Tom Wolfe has died. This story originally appeared in the New York Observer on December 4, 2013. One of my most treasured possessions is the personal letter I received from him on March 21, 2013, a couple months after I started as editor in chief of the Observer.
When I was a kid and my local public library first started stocking audio books—then known as books on tape—I loved the concept, but not for the right reason. I loved it because it felt like cheating. It was like being assigned To Kill a Mockingbird and turning to Gregory Peck instead of Harper Lee.
That impression stuck, but two things made me reconsider. First, my neighbor Don Katz, who I already admired because he wrote for both Worth magazine and Esquire before I did, started the company audible.com. And the second thing was when my bookLeadership was made into an audio book.
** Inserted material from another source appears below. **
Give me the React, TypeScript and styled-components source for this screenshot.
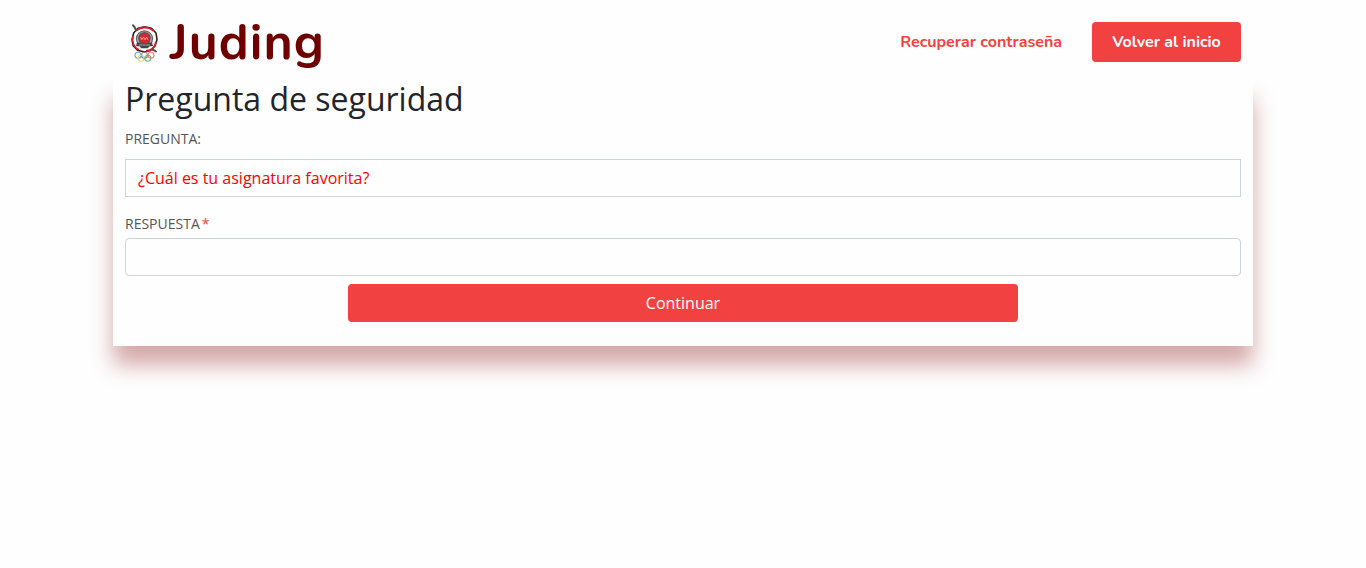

The narrator was the great actor Tony Roberts, and it was a joy just to meet him, having grown up on Play It Again Samand Annie Hall and Hannah and Her Sisters.
In the Manhattan studio where he recorded in 2002, I became a convert. By that point, I had written speeches for a couple years so I wasn’t unaccustomed to the thrill of having my words emanate from some better-known person’s mouth. But until I saw Tony Roberts really breathe life into these sentences, I didn’t really get it.
I became an addict. First of the multi-CD expensive and unwieldy variety. My basement is packed with 25-CD sets that are a wonder to hear performed but a pain in the ass to store. So it’s not surprising that my all-time favorite audiobook happens to be one of my all time favorite books, and can only be experienced on the cassette version that fills a suitcase and took me as long to digitize into MP3s as it did to listen to the book itself (worth it).
A Man in Full by Tom Wolfe is, I think, one of the 25 greatest books of the past hundred years, perfectly capturing the end of the 20th century and the feeling among a particular kind of alpha male that his relevance and power are fading just as rapidly as the millennium. I could go on for hours about the book itself—I’m giddy just thinking about the part where Charlie Croker accidentally calls Herb Richman “Heeb,” or the way Conrad mistakenly receives a book about Stoics and uses that life force to topple the prison goliath. But the point here is that as I consider those great moments in this great book I hear them not in the annoying adenoid voice that’s in my head 24 hours a day but instead in the beautiful baritone of the narrator Michael Prichard. Even hearing Mr. Prichard saying every 40 minutes, “this book is continued at this point on the other side of this cassette—please reverse or turn this cassette over now” is irresistibly charming.
At the end of the audiobook of Mr. Wolfe’s next book, I am Charlotte Simmons, there’s an interview with Mr. Wolfe in which he describes his family listening to audiobooks together. That explains a lot. But I’m here to report that the Kurson family has heeded that advice. On our yearly trip to Chicago, we listened to A Man in Full. I’m not sure how much my little kids understood what was happening, but I swear to you I’ve heard them say “A Man in Full by Tom Wolfe, Part Two” as non sequiturs when they’re goofing around. (We listened to other books as well. You don’t know Misery until you’ve heard Lindsay Crouse read it.)
My audio book collection is now approaching 1000. And I recall the narrator’s voice as vividly as the characters and the prose. When the narrator is well-chosen, it’s hard to remember that the book ever existed without that person reading it. But the reason A Man In Full remains my favorite is not just that I love the book so much. It’s that Mr. Prichard’s interpretation is so beautifully suited to what’s occurring in the book. As Mr. Prichard sounds like an older gentleman, of course there’s a natural tendency to associate the book’s main character Charlie Croker and conflate him with the narrator. But there’s all kinds of crazy stuff going on in A Man in Full–including prison scenes and a whole deep dive into the racial politics of Atlanta’s City Hall. There’s even a number of Mr. Wolfe’s trademark fake rap songs. So when the Mr. Prichard yells out
Short’s Johnson, he go roamin’
Homey’s jeans a his is packin’ heat
Inside that cracker hack’s own home, an’
Bottom lady wants ‘at sweet dark meat.
it works not only because the song itself is funny but the strain of this gentleman coping with these outrageous words is exactly what’s occurring in the book as its main character struggles to comprehend a world in which raw physical power isn’t worth what it used to be.
At this point, again, I feel trapped. When I love a book I have to have the actual book, the Kindle version, and the audiobook. And now it’s gotten even worse because Amazon invented a form of crack cocaine known as whispersync, which allows you to read the book on your Kindle as it’s been narrated, and each word is highlighted as you move along. It’s devastating.